Let $A$ be a finite dimensional algebra over an algebraically closed field and let $mod A$ denote the category of finite dimensional A-modules.
Problem Suppose that every simple $A$-module is one-dimensional. I want to show that this implies that $A$ is a basic-algebra (i.e $A/rad(A)$ is a finite direct product of copies of $K$).
Here's what I've tried: since $A/rad(A)$ is semisimple then $A/rad(A) \cong \displaystyle \prod_{i=1}^{l} M_{n_{i}}(K)$ as rings. On the other hand $A/rad(A)=\displaystyle \bigoplus_{i=1}^{l} e_{i}(A/rad(A))$. Then since each of the factors of both decompositions of $A/rad(A)$ are simple rings then one obtains that $M_{n_{i}}(K) \cong e_{i}(A/rad(A))$ as rings. Since $e_{i}(A/rad(A))$ is a simple $A$-module this implies, by assumption, that $e_{i}(A/rad(A))$ is one-dimensional.
I want to claim that this implies that each $M_{n_{i}}(K)$ is one-dimensional because then $n_{i}=1$ and we're done.
Question: is the ring isomorphism $M_{n_{i}}(K) \cong e_{i}(A/rad(A))$ also $K$-linear? this would settle the question because then we would have an isomorphism of $K$-vector spaces.

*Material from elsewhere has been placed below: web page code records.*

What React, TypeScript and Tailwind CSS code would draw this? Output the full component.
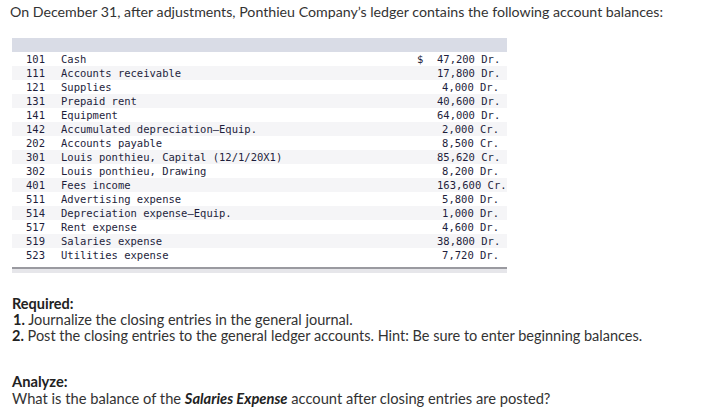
import React from "react";

const rows: [string, string, string, string][] = [
  ["101", "Cash", "$", "47,200 Dr."],
  ["111", "Accounts receivable", "", "17,800 Dr."],
  ["121", "Supplies", "", "4,000 Dr."],
  ["131", "Prepaid rent", "", "40,600 Dr."],
  ["141", "Equipment", "", "64,000 Dr."],
  ["142", "Accumulated depreciation\u2014Equip.", "", "2,000 Cr."],
  ["202", "Accounts payable", "", "8,500 Cr."],
  ["301", "Louis ponthieu, Capital (12/1/20X1)", "", "85,620 Cr."],
  ["302", "Louis ponthieu, Drawing", "", "8,200 Dr."],
  ["401", "Fees income", "", "163,600 Cr."],
  ["511", "Advertising expense", "", "5,800 Dr."],
  ["514", "Depreciation expense\u2014Equip.", "", "1,000 Dr."],
  ["517", "Rent expense", "", "4,600 Dr."],
  ["519", "Salaries expense", "", "38,800 Dr."],
  ["523", "Utilities expense", "", "7,720 Dr."],
];

export default function App() {
  return (
    <div
      className="w-[701px] h-[418px] bg-white text-[#333] overflow-hidden"
      style={{ fontFamily: "Lato, 'Open Sans', sans-serif" }}
    >
      <p className="pl-[10px] pt-[3px] text-[14.2px] leading-[18px] whitespace-nowrap">
        On December 31, after adjustments, Ponthieu Company’s ledger contains the following account balances:
      </p>
      <div className="ml-[12px] mt-[17px] w-[495px]">
        <div className="h-[14px] bg-[#d9dce6]" />
        <div
          className="text-[10.5px] leading-[14px] text-[#1e1e3c]"
          style={{ fontFamily: "'DejaVu Sans Mono', 'Liberation Mono', monospace" }}
        >
          {rows.map((r, i) => (
            <div
              key={r[0]}
              className={`flex h-[14px] items-center ${i % 2 === 1 ? "bg-[#f5f5f7]" : "bg-white"}`}
            >
              <span className="w-[49px] pl-[14px]">{r[0]}</span>
              <span className="flex-1 whitespace-pre">{r[1]}</span>
              <span className="w-[20px]">{r[2]}</span>
              <span className="w-[70px] pr-[8px] text-right whitespace-pre">{r[3]}</span>
            </div>
          ))}
        </div>
        <div className="h-[5px]" />
        <div className="h-[6px] border-t-2 border-[#9a9aa0] bg-[#e6e6ea]" />
      </div>

      <div className="mt-[23px] pl-[12px] text-[14.5px] leading-[16px] whitespace-nowrap">
        <p className="font-bold text-[#222]">Required:</p>
        <p className="pl-[1px]">
          <span className="font-bold text-[#222]">1.</span> Journalize the closing entries in the general journal.
        </p>
        <p>
          <span className="font-bold text-[#222]">2.</span> Post the closing entries to the general ledger accounts. Hint: Be sure to enter beginning balances.
        </p>
      </div>

      <div className="mt-[29px] pl-[12px] text-[14.7px] leading-[17px] whitespace-nowrap">
        <p className="font-bold text-[#222]">Analyze:</p>
        <p>
          What is the balance of the{" "}
          <span className="font-bold italic text-[#222]">Salaries Expense</span> account after closing entries are posted?
        </p>
      </div>
    </div>
  );
}
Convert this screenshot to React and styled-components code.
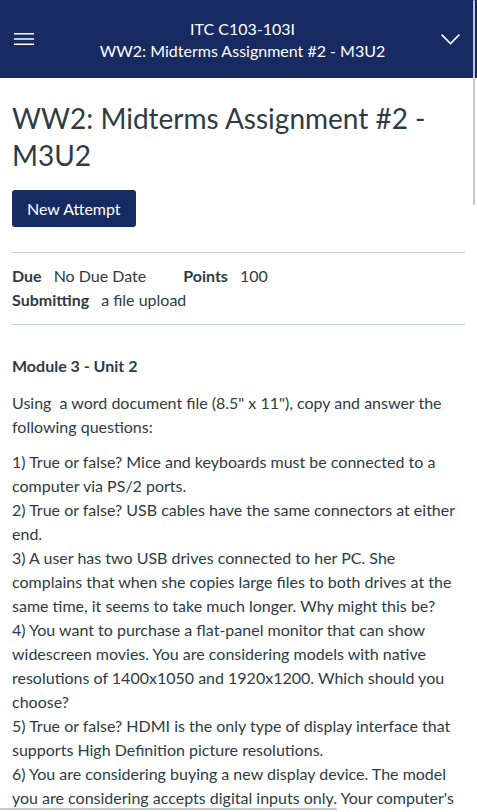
import React from "react";
import styled, { createGlobalStyle } from "styled-components";

const Global = createGlobalStyle`
  html, body { margin: 0; padding: 0; background: #fff; }
  body {
    font-family: Lato, "Noto Sans", "Liberation Sans", sans-serif;
    color: #2d3b45;
    overflow: hidden;
  }
  * { box-sizing: border-box; }
`;

const Header = styled.header`
  height: 78px;
  background: #172b62;
  color: #fff;
  display: flex;
  align-items: center;
`;

const IconButton = styled.button`
  width: ${(p) => p.$w}px;
  height: 78px;
  flex: none;
  border: 0;
  background: transparent;
  color: #fff;
  display: flex;
  align-items: center;
  justify-content: center;
  padding: 0;
  padding-left: ${(p) => p.$pl || 0}px;
  padding-right: ${(p) => p.$pr || 0}px;
`;

const HeaderTitle = styled.div`
  flex: 1;
  min-width: 0;
  text-align: center;
  font-size: 16px;
  line-height: 22px;
  padding-top: 1px;
`;

const Main = styled.main`
  padding: 0 12px;
`;

const Title = styled.h1`
  margin: 22px 0 0;
  font-size: 28px;
  font-weight: 400;
  line-height: 37px;
  color: #2d3b45;
`;

const Button = styled.button`
  margin-top: 16px;
  height: 37px;
  padding: 0 15px;
  background: #162b62;
  color: #fff;
  border: 0;
  border-radius: 3px;
  font-family: inherit;
  font-size: 16px;
`;

const Rule = styled.hr`
  border: 0;
  border-top: 1px solid #c7cdd1;
  margin: ${(p) => p.$m || "0"};
`;

const Details = styled.div`
  padding: 11px 0 12px;
  font-size: 16px;
  line-height: 24px;
`;

const DetailRow = styled.div`
  display: flex;
  gap: 37px;
`;

const Detail = styled.span`
  display: inline-flex;
  gap: 12px;
`;

const Label = styled.strong`
  font-weight: 700;
`;

const Body = styled.div`
  padding-top: 29px;
  font-size: 16px;
  line-height: 24px;
`;

const ModuleTitle = styled.p`
  margin: 0 0 13px;
  font-weight: 700;
`;

const Para = styled.p`
  margin: 0 0 11px;
`;

const VScroll = styled.div`
  position: fixed;
  top: 0;
  right: 2px;
  width: 2px;
  height: 205px;
  background: #c8c8c8;
  border-radius: 1px;
`;

const HScroll = styled.div`
  position: fixed;
  left: 0;
  bottom: 2px;
  width: 337px;
  height: 2px;
  background: #c8c8c8;
  border-radius: 1px;
`;

const Hamburger = () => (
  <svg width="20" height="12" viewBox="0 0 20 12" fill="none" stroke="#fff" strokeWidth="1.5">
    <line x1="0" y1="0.75" x2="20" y2="0.75" />
    <line x1="0" y1="6" x2="20" y2="6" />
    <line x1="0" y1="11.25" x2="20" y2="11.25" />
  </svg>
);

const Chevron = () => (
  <svg width="19" height="11" viewBox="0 0 19 11" fill="none" stroke="#fff" strokeWidth="1.6">
    <polyline points="0.6,0.6 9.5,9.6 18.4,0.6" />
  </svg>
);

export default function App() {
  return (
    <>
      <Global />
      <Header>
        <IconButton $w={50} $pr={2}>
          <Hamburger />
        </IconButton>
        <HeaderTitle>
          <div>ITC C103-103I</div>
          <div>WW2: Midterms Assignment #2 - M3U2</div>
        </HeaderTitle>
        <IconButton $w={42} $pr={12}>
          <Chevron />
        </IconButton>
      </Header>
      <Main>
        <Title>WW2: Midterms Assignment #2 - M3U2</Title>
        <Button>New Attempt</Button>
        <Rule $m="25px 0 0" />
        <Details>
          <DetailRow>
            <Detail>
              <Label>Due</Label>
              <span>No Due Date</span>
            </Detail>
            <Detail>
              <Label>Points</Label>
              <span>100</span>
            </Detail>
          </DetailRow>
          <DetailRow>
            <Detail>
              <Label>Submitting</Label>
              <span>a file upload</span>
            </Detail>
          </DetailRow>
        </Details>
        <Rule />
        <Body>
          <ModuleTitle>Module 3 - Unit 2</ModuleTitle>
          <Para>Using&nbsp; a word document file (8.5" x 11"), copy and answer the following questions:</Para>
          <Para>
            1) True or false? Mice and keyboards must be connected to a computer via PS/2 ports.
            <br />
            2) True or false? USB cables have the same connectors at either end.
            <br />
            3) A user has two USB drives connected to her PC. She complains that when she copies large files to both drives at the same time, it seems to take much longer. Why might this be?
            <br />
            4) You want to purchase a flat-panel monitor that can show widescreen movies. You are considering models with native resolutions of 1400x1050 and 1920x1200. Which should you choose?
            <br />
            5) True or false? HDMI is the only type of display interface that supports High Definition picture resolutions.
            <br />
            6) You are considering buying a new display device. The model you are considering accepts digital inputs only. Your computer's graphics adapter has analog outputs only. What can you do?
          </Para>
        </Body>
      </Main>
      <VScroll />
      <HScroll />
    </>
  );
}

It's not only true that $A/J(A) \cong \prod M_{n_i}(K)$ as rings; each factor $M_{n_i}(K)$ canonically corresponds to an $n_i$-dimensional simple module of $A$ (you get this from looking at the proof of Artin-Wedderburn more closely). So the hypothesis that each simple module is $1$-dimensional immediately gives that each $n_i = 1$.